We are now privileged to have with us Julian and Ella Gutteridge, and a ministry trainee Monika …… so now work to reach out to our Polish friends is beginning. There are other groups in our area which need reaching with the Gospel- God keeps bringing them to us and we have to go out to them.
When you think about it, everything I have mentioned so far impinges on the need for more and better buildings to enable us to do these things well. Conferences and meetings mean better toilet facilities as well as a kitchen for meals. Reaching out to young people means that the church hall which is on its last legs needs some kind of replacement- and those who have been given the task to oversee our building work will be taking all these things into account, so please encourage and pray for them.
But the bottom line is that everything we have been thinking about this morning requires of us a total and complete surrender of the heart to God and his people here.
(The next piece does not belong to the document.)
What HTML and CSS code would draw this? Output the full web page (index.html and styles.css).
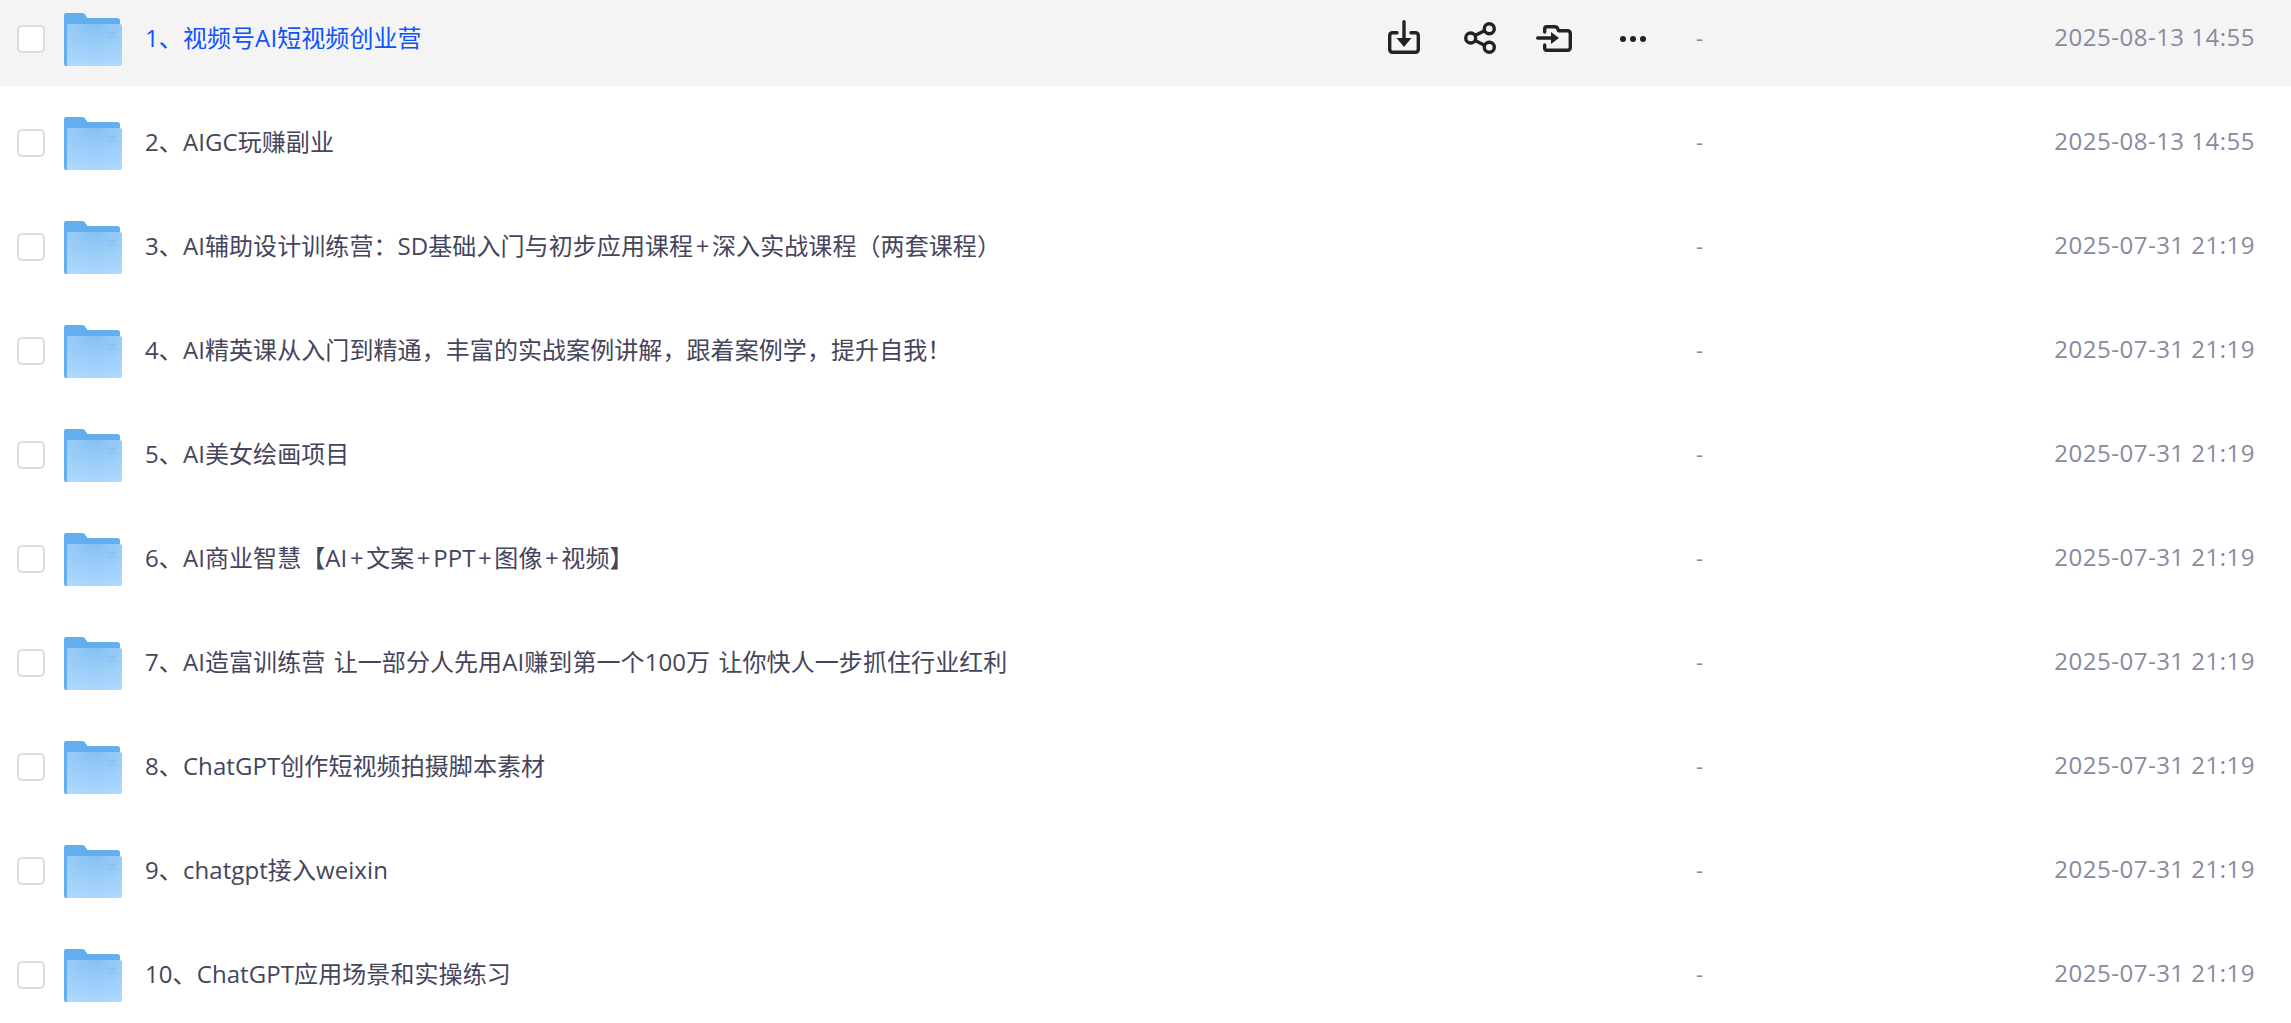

I am as committed, if not even more committed to that than I was nearly 20 years ago when I came and it is a thrill to see so many of you committed to these things too. So as we look back with thankfulness for what God has done, let us also look forward with excitement and a rugged realism that there will be a cost involved in terms of our giving of money, our prayers and our expertise-whatever that may be- that God will continue to do a great work here so that in another 20 years time there will be many people then looking back to this moment, giving thanks to God for the people here who were willing to give their all for Christ, because as a result they (who were children then) are now saved, together with some of their friends and their children, and so they say, ‘Thank You Lord’ for those Christians at St Johns back then, because we are so richly blessed now. Friends, let’s not let them down.